Scan the data beneath this task and copy each line that includes "screenshot".

- _INPUT DATA_
——

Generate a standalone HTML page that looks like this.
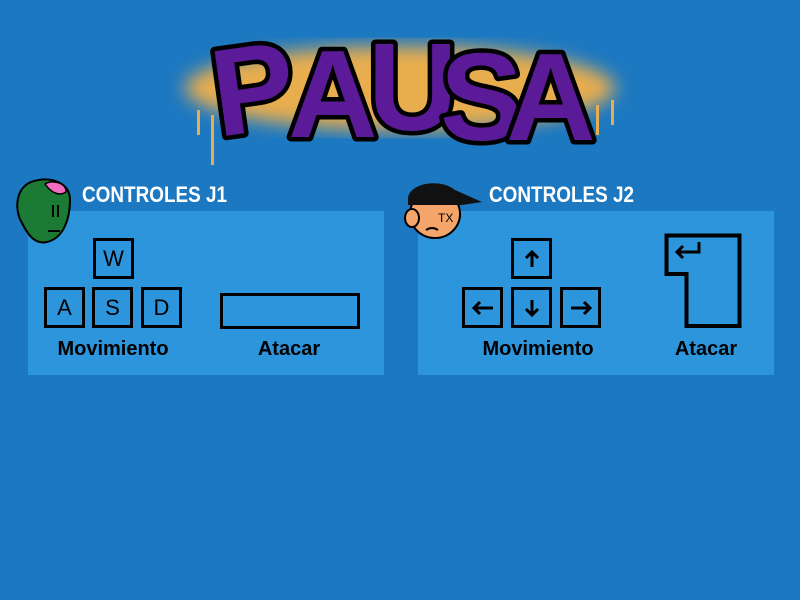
<!DOCTYPE html>
<html><head><meta charset="utf-8"><style>
body{margin:0;width:800px;height:600px;overflow:hidden;background:#1c78c1;font-family:"Liberation Sans",sans-serif;position:relative}
.panel{position:absolute;top:211px;width:356px;height:164px;background:#2d95dc}
.k{position:absolute;width:35px;height:35px;border:3px solid #000;font:22px "Liberation Sans",sans-serif;display:flex;align-items:center;justify-content:center;color:#000}
.lbl{position:absolute;font:bold 20px "Liberation Sans",sans-serif;color:#000;transform:translateX(-50%);top:338px;white-space:nowrap}
.t{position:absolute;top:182px;font:bold 22px "Liberation Sans",sans-serif;color:#fff;transform:scaleX(0.86);transform-origin:0 0}
</style></head><body>
<svg width="800" height="180" style="position:absolute;left:0;top:0">
<defs><filter id="b"><feGaussianBlur stdDeviation="9"/></filter></defs>
<ellipse cx="400" cy="88" rx="215" ry="42" fill="#e8ad4e" filter="url(#b)"/>
<rect x="211" y="115" width="3" height="50" fill="#e8ad4e"/>
<rect x="197" y="110" width="3" height="25" fill="#e8ad4e"/>
<rect x="596" y="105" width="3" height="30" fill="#e8ad4e"/>
<rect x="611" y="100" width="3" height="25" fill="#e8ad4e"/>
<g font-family="Liberation Sans" font-weight="bold" font-size="124" fill="#5b1a98" stroke="#000" stroke-width="9" paint-order="stroke" stroke-linejoin="round">
<text x="212" y="132" transform="rotate(-8 250 90)">P</text>
<text x="288" y="137">A</text>
<text x="368" y="130">U</text>
<text x="440" y="140">S</text>
<text x="506" y="140">A</text>
</g>
</svg>
<div class="panel" style="left:28px"></div>
<div class="panel" style="left:418px"></div>
<svg width="70" height="70" style="position:absolute;left:12px;top:178px"><path d="M22 3C40-2 58 5 58 22 58 40 52 60 35 64 22 67 15 55 10 45 2 32 3 8 22 3Z" fill="#1b7a34" stroke="#000" stroke-width="2"/><path d="M33 6C40 1 55 5 54 14 48 18 40 16 33 6Z" fill="#f26cbf" stroke="#000" stroke-width="1.5"/><path d="M41 27v12M46 27v12M36 53h12" stroke="#000" stroke-width="2"/></svg>
<div class="t" style="left:82px">CONTROLES J1</div>
<svg width="85" height="70" style="position:absolute;left:400px;top:178px"><ellipse cx="35" cy="36" rx="25" ry="24" fill="#f6a56a" stroke="#000" stroke-width="2"/><ellipse cx="12" cy="40" rx="7" ry="9" fill="#f6a56a" stroke="#000" stroke-width="2"/><path d="M8 20C10 5 40 0 55 12L82 24 62 27H8Z" fill="#111"/><path d="M26 52q6-4 12 0" stroke="#000" stroke-width="2" fill="none"/><text x="38" y="44" font-size="12" font-family="Liberation Sans">TX</text></svg>
<div class="t" style="left:489px">CONTROLES J2</div>
<div class="k" style="left:93px;top:238px">W</div>
<div class="k" style="left:44px;top:287px">A</div>
<div class="k" style="left:92px;top:287px">S</div>
<div class="k" style="left:141px;top:287px">D</div>
<div style="position:absolute;left:220px;top:293px;width:134px;height:30px;border:3px solid #000"></div>
<div class="lbl" style="left:113px">Movimiento</div>
<div class="lbl" style="left:289px">Atacar</div>
<div class="k" style="left:511px;top:238px"><svg width="20" height="20"><path d="M10 18V3M4 9l6-6 6 6" fill="none" stroke="#000" stroke-width="3"/></svg></div>
<div class="k" style="left:462px;top:287px"><svg width="24" height="20"><path d="M22 10H3M9 4l-6 6 6 6" fill="none" stroke="#000" stroke-width="3"/></svg></div>
<div class="k" style="left:511px;top:287px"><svg width="20" height="20"><path d="M10 2V17M4 11l6 6 6-6" fill="none" stroke="#000" stroke-width="3"/></svg></div>
<div class="k" style="left:560px;top:287px"><svg width="24" height="20"><path d="M2 10H21M15 4l6 6-6 6" fill="none" stroke="#000" stroke-width="3"/></svg></div>
<svg width="80" height="100" style="position:absolute;left:663px;top:232px"><path d="M3.5 3.5H76.5V94H23.5V42H3.5Z" fill="none" stroke="#000" stroke-width="4"/><path d="M36 10V20H14M20 14l-6 6 6 6" fill="none" stroke="#000" stroke-width="3"/></svg>
<div class="lbl" style="left:538px">Movimiento</div>
<div class="lbl" style="left:706px">Atacar</div>
</body></html>
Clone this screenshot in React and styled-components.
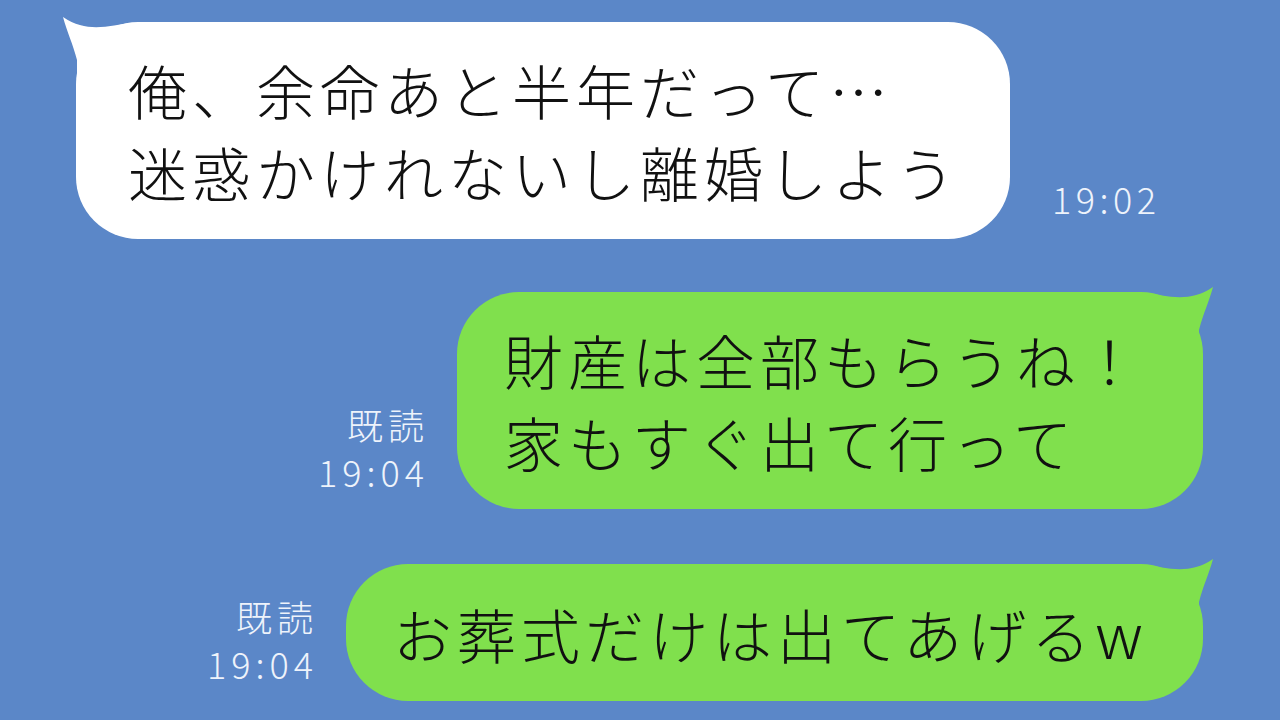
import styled, { createGlobalStyle } from "styled-components";

const GlobalStyle = createGlobalStyle`
  html, body {
    margin: 0;
    padding: 0;
    background: #5b87c8;
  }
  #root {
    width: 1280px;
    height: 720px;
    overflow: hidden;
  }
`;

const FONT = `"Noto Sans CJK JP", "Noto Sans", sans-serif`;

function Horn({ color, mirrored }) {
  return (
    <HornSvg $mirrored={mirrored} viewBox="0 0 70 70" width="70" height="70">
      <path
        d="M1 3 C 5 18, 11 30, 15 46 L 15 70 L 70 70 L 70 9 C 48 11, 26 20, 1 3 Z"
        fill={color}
      />
    </HornSvg>
  );
}

function App() {
  return (
    <>
      <GlobalStyle />
      <Screen>
        <Row>
          <Bubble $bg="#ffffff" $width={934} $padLeft={52}>
            <Horn color="#ffffff" />
            俺、余命あと半年だって…
            <br />
            迷惑かけれないし離婚しよう
          </Bubble>
          <Time>19:02</Time>
        </Row>

        <Row $mine $gap={55}>
          <Meta>
            <span>既読</span>
            <span>19:04</span>
          </Meta>
          <Bubble $bg="#80e04d" $width={746} $padLeft={47}>
            <Horn color="#80e04d" mirrored />
            財産は全部もらうね！
            <br />
            家もすぐ出て行って
          </Bubble>
        </Row>

        <Row $mine $gap={0}>
          <Meta>
            <span>既読</span>
            <span>19:04</span>
          </Meta>
          <Bubble $bg="#80e04d" $width={857} $padLeft={47}>
            <Horn color="#80e04d" mirrored />
            お葬式だけは出てあげる<Latin>w</Latin>
          </Bubble>
        </Row>
      </Screen>
    </>
  );
}

const Screen = styled.div`
  height: 720px;
  box-sizing: border-box;
  padding: 22px 77px 0 76px;
  display: flex;
  flex-direction: column;
  font-family: ${FONT};
`;

const Row = styled.div`
  display: flex;
  align-items: flex-end;
  justify-content: ${(p) => (p.$mine ? "flex-end" : "flex-start")};
  margin-bottom: ${(p) => (p.$gap !== undefined ? p.$gap : 53)}px;
`;

const Bubble = styled.div`
  position: relative;
  box-sizing: border-box;
  width: ${(p) => p.$width}px;
  padding: 27px 0 26px ${(p) => p.$padLeft}px;
  background: ${(p) => p.$bg};
  border-radius: 62px;
  color: #111;
  font-size: 59px;
  font-weight: 300;
  line-height: 82px;
  letter-spacing: 5px;
  white-space: nowrap;
`;

const Latin = styled.span`
  font-size: 62px;
  letter-spacing: 0;
`;

const HornSvg = styled.svg`
  position: absolute;
  top: -8px;
  ${(p) => (p.$mirrored ? "right: -11px;" : "left: -14px;")}
  transform: ${(p) => (p.$mirrored ? "scaleX(-1)" : "none")};
`;

const Time = styled.div`
  margin: 0 0 19px 42px;
  color: #eef3fb;
  font-size: 36px;
  font-weight: 300;
  line-height: 44px;
  letter-spacing: 4.5px;
`;

const Meta = styled.div`
  display: flex;
  flex-direction: column;
  align-items: flex-end;
  margin: 0 28px 14px 0;
  color: #eef3fb;
  font-size: 36px;
  font-weight: 300;
  line-height: 47px;
  letter-spacing: 5px;
`;

export default App;
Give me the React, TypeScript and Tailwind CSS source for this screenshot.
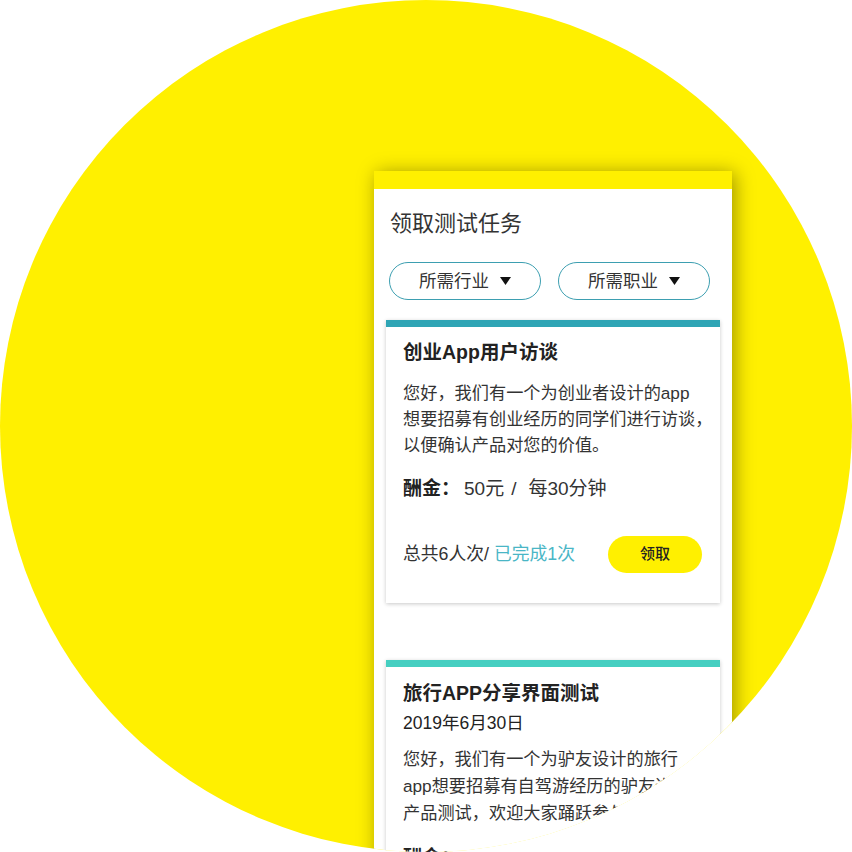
import React from 'react';

const font = { fontFamily: '"Liberation Sans", "Noto Sans CJK SC", sans-serif' };

function Caret() {
  return (
    <svg width="11" height="8" viewBox="0 0 11 8" className="shrink-0">
      <polygon points="0,0 11,0 5.5,8" fill="#111" />
    </svg>
  );
}

function Filter({ label }: { label: string }) {
  return (
    <button className="flex items-center justify-center gap-[11px] w-[152px] h-[38px] rounded-full border-[1.5px] border-[#3d9fb1] bg-white text-[17.5px] text-[#333]">
      <span>{label}</span>
      <Caret />
    </button>
  );
}

function Reward({ amount, per }: { amount: string; per: string }) {
  return (
    <p className="mt-[18px] text-[19px] leading-[26px] text-[#333]">
      <span className="font-bold text-[#222]">酬金：</span>
      <span className="ml-[4px]">{amount}</span>
      <span className="pl-[7px] pr-[12px]">/</span>
      <span>{per}</span>
    </p>
  );
}

export default function App() {
  return (
    <div className="w-[852px] h-[852px] bg-white" style={font}>
      <div className="w-[852px] h-[852px] rounded-full overflow-hidden bg-[#FFF000] pl-[374px] pt-[171px]">
        <div className="w-[358px] h-[760px] bg-white shadow-[3px_2px_18px_rgba(0,0,0,0.38)]">
          {/* barra superior */}
          <div className="h-[18px] bg-[#FFF000]" />

          <div className="pl-[16px] pt-[20px] h-[30px] box-content">
            <h1 className="text-[22px] leading-[30px] text-[#333] font-normal">领取测试任务</h1>
          </div>

          <div className="flex gap-[17px] pl-[15px] mt-[23px]">
            <Filter label="所需行业" />
            <Filter label="所需职业" />
          </div>

          {/* tarjeta 1 */}
          <div className="mx-[12px] mt-[20px] bg-white shadow-[0_1px_4px_rgba(0,0,0,0.22)]">
            <div className="h-[7px] bg-[#2fa5b5]" />
            <div className="px-[17px] pt-[12px] pb-[30px] whitespace-nowrap">
              <h2 className="text-[19.5px] leading-[26px] font-bold text-[#222]">创业App用户访谈</h2>
              <p className="mt-[15px] text-[17.2px] leading-[26px] text-[#333]">
                您好，我们有一个为创业者设计的app
                <br />
                想要招募有创业经历的同学们进行访谈，
                <br />
                以便确认产品对您的价值。
              </p>
              <Reward amount="50元" per="每30分钟" />
              <div className="mt-[34px] flex items-center justify-between">
                <p className="text-[17.8px] text-[#333]">
                  总共6人次/ <span className="text-[#4ab6c6]">已完成1次</span>
                </p>
                <button className="w-[94px] h-[37px] mr-[1px] rounded-full bg-[#FFF000] text-[15px] font-medium text-[#222]">
                  领取
                </button>
              </div>
            </div>
          </div>

          {/* tarjeta 2 */}
          <div className="mx-[12px] mt-[57px] bg-white shadow-[0_1px_4px_rgba(0,0,0,0.22)]">
            <div className="h-[7px] bg-[#46cfc1]" />
            <div className="px-[17px] pt-[13px] pb-[30px] whitespace-nowrap">
              <h2 className="text-[19.5px] leading-[26px] font-bold text-[#222]">旅行APP分享界面测试</h2>
              <p className="mt-[4px] text-[17.5px] leading-[26px] text-[#222]">2019年6月30日</p>
              <p className="mt-[10px] text-[17.2px] leading-[27px] text-[#333]">
                您好，我们有一个为驴友设计的旅行
                <br />
                app想要招募有自驾游经历的驴友进行
                <br />
                产品测试，欢迎大家踊跃参与。
              </p>
              <Reward amount="30元" per="每20分钟" />
            </div>
          </div>
        </div>
      </div>
    </div>
  );
}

——

- _WRITTEN REPLY_
Clone this screenshot in React and styled-components.
Give me the React, TypeScript and Tailwind CSS source for this screenshot.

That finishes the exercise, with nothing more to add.